## What to produce
Locate each line holding the string "styles" and copy it.

------ Supplied material

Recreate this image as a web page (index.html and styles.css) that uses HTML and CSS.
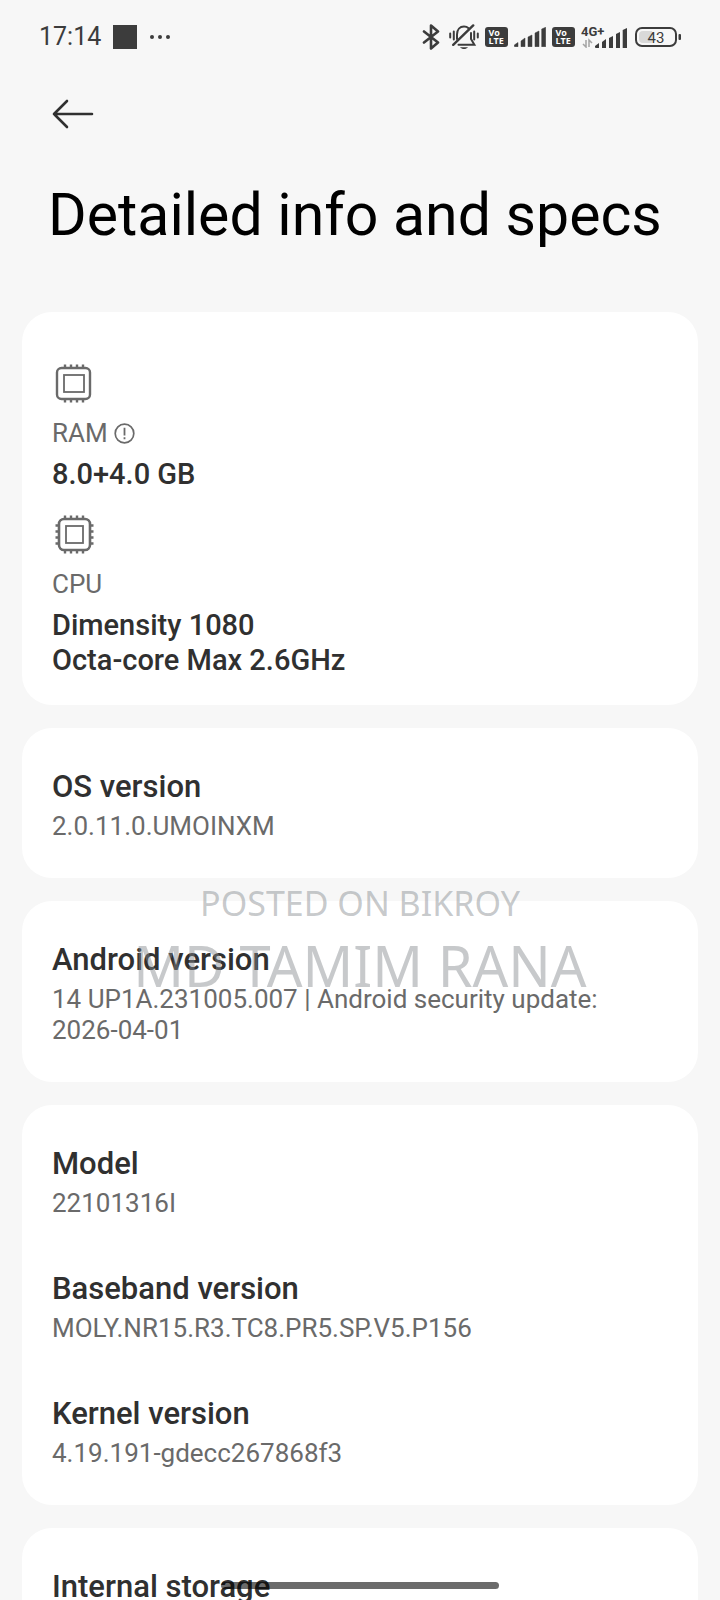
FILE: index.html
```html
<!DOCTYPE html>
<html lang="en">
<head>
    <meta charset="UTF-8">
    <meta name="viewport" content="width=device-width, initial-scale=1.0">
    <title>Detailed info and specs</title>
    <link rel="stylesheet" href="styles.css">
</head>
<body>
    <div class="status-bar">
        <div class="status-left">
            <span class="time">17:14</span>
            <span class="notification"></span>
            <svg width="22" height="6" viewBox="0 0 22 6" fill="#3c3c3c">
                <circle cx="3" cy="3" r="2"/>
                <circle cx="11" cy="3" r="2"/>
                <circle cx="19" cy="3" r="2"/>
            </svg>
        </div>
        <div class="status-right">
            <!-- Bluetooth -->
            <svg class="bluetooth" width="18" height="26" viewBox="0 0 18 26" fill="none" stroke="#3c3c3c" stroke-width="2.6" stroke-linejoin="round" stroke-linecap="round">
                <path d="M2 7.5 L16 18.5 L9 24.5 V1.5 L16 7.5 L2 18.5"/>
            </svg>
            <!-- Silent mode -->
            <svg class="silent" width="30" height="26" viewBox="0 0 30 26" fill="none" stroke="#3c3c3c" stroke-width="2" stroke-linecap="round">
                <path d="M1.2 9.5 V13.5 M4.8 7.5 V15.5 M25.2 7.5 V15.5 M28.8 9.5 V13.5"/>
                <path d="M8 15 V10.5 C8 5.5 11 2.5 15 2.5 C16.8 2.5 18.4 3.1 19.6 4.2"/>
                <path d="M22 9 V15 L25.4 20.8 H9.5"/>
                <path d="M24.2 1.4 L4.2 20.8" stroke-width="2.4"/>
                <path d="M11 23.2 C13 25.6 17 25.6 19 23.2 Z" fill="#3c3c3c" stroke="none"/>
            </svg>
            <svg class="volte" width="23" height="20" viewBox="0 0 23 20">
                <rect width="23" height="20" rx="3" fill="#3c3c3c"/>
                <text x="3.5" y="9">Vo</text>
                <text x="3.5" y="17">LTE</text>
            </svg>
            <svg class="signal" width="32" height="20" viewBox="0 0 32 20" fill="#3c3c3c" stroke="#3c3c3c" stroke-width="0.5" stroke-linejoin="round">
                <path d="M0.3 18 L4 15.5 V19.7 H1 Q0.3 19.7 0.3 19 Z"/>
                <path d="M7 14 L11 11 V19.7 H7 Z"/>
                <path d="M14 10 L18 8 V19.7 H14 Z"/>
                <path d="M21 6 L25 4 V19.7 H21 Z"/>
                <path d="M27.7 2 L31.7 0.3 V19.7 H27.7 Z"/>
            </svg>
            <svg class="volte" width="23" height="20" viewBox="0 0 23 20">
                <rect width="23" height="20" rx="3" fill="#3c3c3c"/>
                <text x="3.5" y="9">Vo</text>
                <text x="3.5" y="17">LTE</text>
            </svg>
            <svg class="network" width="46" height="22" viewBox="0 0 46 22" fill="#3c3c3c">
                <text x="0" y="10">4G+</text>
                <path d="M5 14 V21 L2 18 M8 21 V14 L11 17" fill="none" stroke="#a4a4a4" stroke-width="1.5"/>
                <path d="M14 20 L18 17 V22 H15 Q14 22 14 21 Z"/>
                <path d="M21 16 L25 13 V22 H21 Z"/>
                <path d="M28 12 L32 10 V22 H28 Z"/>
                <path d="M35 8 L39 6 V22 H35 Z"/>
                <path d="M41.7 4 L46 2 V22 H41.7 Z"/>
            </svg>
            <svg class="battery" width="46" height="20" viewBox="0 0 46 20">
                <path d="M8 4 H17 V16 H8 Q4 16 4 12 V8 Q4 4 8 4 Z" fill="#d9d9d9"/>
                <rect x="1" y="1" width="40" height="18" rx="6" fill="none" stroke="#3c3c3c" stroke-width="2"/>
                <rect x="43.5" y="7" width="2.5" height="6" rx="1" fill="#3c3c3c"/>
                <text x="21" y="15.5" text-anchor="middle">43</text>
            </svg>
        </div>
    </div>

    <header>
        <button class="back-button" aria-label="Back">
            <svg width="42" height="30" viewBox="0 0 42 30" fill="none" stroke="#303030" stroke-width="2.6" stroke-linecap="round" stroke-linejoin="round">
                <path d="M15 2 L2 15 L15 28 M2 15 H40"/>
            </svg>
        </button>
        <h1>Detailed info and specs</h1>
    </header>

    <main>
        <section class="card hardware">
            <div class="spec">
                <svg class="chip" width="44" height="44" viewBox="0 0 44 44" fill="none" stroke="#6a6a6a">
                    <rect x="5" y="6" width="33" height="31" rx="4.5" stroke-width="2.4"/>
                    <rect x="12" y="13" width="20" height="17" stroke-width="1.8"/>
                    <path d="M13 2.5 V6 M19 2.5 V6 M25 2.5 V6 M31 2.5 V6 M13 37 V40.5 M19 37 V40.5 M25 37 V40.5 M31 37 V40.5" stroke-width="2.4"/>
                </svg>
                <div class="label">
                    RAM
                    <svg width="21" height="21" viewBox="0 0 21 21" fill="none" stroke="#6a6a6a">
                        <circle cx="10.5" cy="10.5" r="9.3" stroke-width="1.7"/>
                        <path d="M10.5 4.8 V12.4 M10.5 14.2 V16.2" stroke-width="1.8"/>
                    </svg>
                </div>
                <div class="value">8.0+4.0 GB</div>
            </div>
            <div class="spec">
                <svg class="chip" width="44" height="44" viewBox="0 0 44 44" fill="none" stroke="#6a6a6a">
                    <rect x="7" y="6" width="31" height="31" rx="5" stroke-width="2.6"/>
                    <rect x="14" y="13" width="17" height="17" stroke-width="1.8"/>
                    <path d="M13 2.5 V6 M19 2.5 V6 M25 2.5 V6 M31 2.5 V6 M13 37 V40.5 M19 37 V40.5 M25 37 V40.5 M31 37 V40.5" stroke-width="2.4"/>
                    <path d="M3.5 12.5 H7 M3.5 18.5 H7 M3.5 24.5 H7 M3.5 30.5 H7 M38 12.5 H41.5 M38 18.5 H41.5 M38 24.5 H41.5 M38 30.5 H41.5" stroke-width="2.4"/>
                </svg>
                <div class="label">CPU</div>
                <div class="value">Dimensity 1080<br>Octa-core Max 2.6GHz</div>
            </div>
        </section>

        <section class="card">
            <div class="item">
                <h2>OS version</h2>
                <p>2.0.11.0.UMOINXM</p>
            </div>
        </section>

        <section class="card">
            <div class="item">
                <h2>Android version</h2>
                <p>14 UP1A.231005.007 | Android security update: 2026-04-01</p>
            </div>
        </section>

        <section class="card">
            <div class="item">
                <h2>Model</h2>
                <p>22101316I</p>
            </div>
            <div class="item">
                <h2>Baseband version</h2>
                <p>MOLY.NR15.R3.TC8.PR5.SP.V5.P156</p>
            </div>
            <div class="item">
                <h2>Kernel version</h2>
                <p>4.19.191-gdecc267868f3</p>
            </div>
        </section>

        <section class="card">
            <div class="item">
                <h2>Internal storage</h2>
            </div>
        </section>
    </main>

    <div class="watermark">
        <div class="watermark-source">POSTED ON BIKROY</div>
        <div class="watermark-name">MD TAMIM RANA</div>
    </div>
    <div class="home-indicator"></div>
</body>
</html>
```
FILE: styles.css
```css
/* General */
* {
    box-sizing: border-box;
}

body {
    font-family: Roboto, 'Liberation Sans', sans-serif;
    margin: 0;
    height: 100vh;
    overflow: hidden;
    position: relative;
    background-color: #f7f7f7;
    color: #303030;
}

svg {
    display: block;
    flex-shrink: 0;
}

h1,
h2,
p {
    margin: 0;
}

/* Status bar */
.status-bar {
    display: flex;
    justify-content: space-between;
    align-items: center;
    height: 73px;
    padding: 0 39px;
    color: #3c3c3c;
}

.status-left,
.status-right {
    display: flex;
    align-items: center;
}

.status-left {
    gap: 12px;
}

.status-right {
    gap: 6px;
}

.time {
    font-size: 25px;
}

.notification {
    width: 24px;
    height: 24px;
    background-color: #3c3c3c;
}

.bluetooth {
    margin-right: 3px;
}

.volte text {
    font: bold 9px 'Open Sans', sans-serif;
    fill: #fff;
}

.network {
    margin-right: 2px;
}

.network text {
    font: bold 13px Roboto, sans-serif;
}

.battery text {
    font: 15px Roboto, sans-serif;
    fill: #3c3c3c;
}

/* Header */
header {
    padding: 26px 48px 60px;
}

.back-button {
    display: block;
    padding: 0;
    margin-left: 4px;
    border: none;
    background: none;
    cursor: pointer;
}

h1 {
    margin-top: 48px;
    color: #000;
    font-size: 59px;
    font-weight: 400;
    line-height: 75px;
}

/* Cards */
main {
    display: flex;
    flex-direction: column;
    gap: 23px;
    padding: 0 22px;
}

.card {
    padding: 12px 30px 13px;
    background-color: #fff;
    border-radius: 30px;
}

.hardware {
    display: flex;
    flex-direction: column;
    gap: 21px;
    padding: 50px 30px 27px;
}

.label {
    display: flex;
    align-items: center;
    gap: 6px;
    margin-top: 11px;
    color: #6a6a6a;
    font-size: 26px;
    line-height: 32px;
}

.value {
    margin-top: 8px;
    font-size: 29px;
    font-weight: 500;
    line-height: 35px;
}

.item {
    padding: 28px 0 23px;
}

.item h2 {
    font-size: 31px;
    font-weight: 500;
    line-height: 38px;
}

.item p {
    margin-top: 5px;
    color: #6a6a6a;
    font-size: 26px;
    line-height: 31px;
}

/* Overlays */
.watermark {
    position: absolute;
    top: 880px;
    left: 0;
    right: 0;
    color: rgba(130, 135, 140, 0.45);
    font-family: 'Noto Sans', sans-serif;
    text-align: center;
    pointer-events: none;
}

.watermark-source {
    font-size: 34px;
    line-height: 47px;
}

.watermark-name {
    font-size: 56px;
    line-height: 76px;
}

.home-indicator {
    position: absolute;
    bottom: 11px;
    left: 50%;
    width: 278px;
    height: 7px;
    margin-left: -139px;
    border-radius: 4px;
    background-color: rgba(0, 0, 0, 0.58);
}
```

------------

## The response
Recreate this image as a web page (index.html and styles.css) that uses HTML and CSS.
    <link rel="stylesheet" href="styles.css">
FILE: styles.css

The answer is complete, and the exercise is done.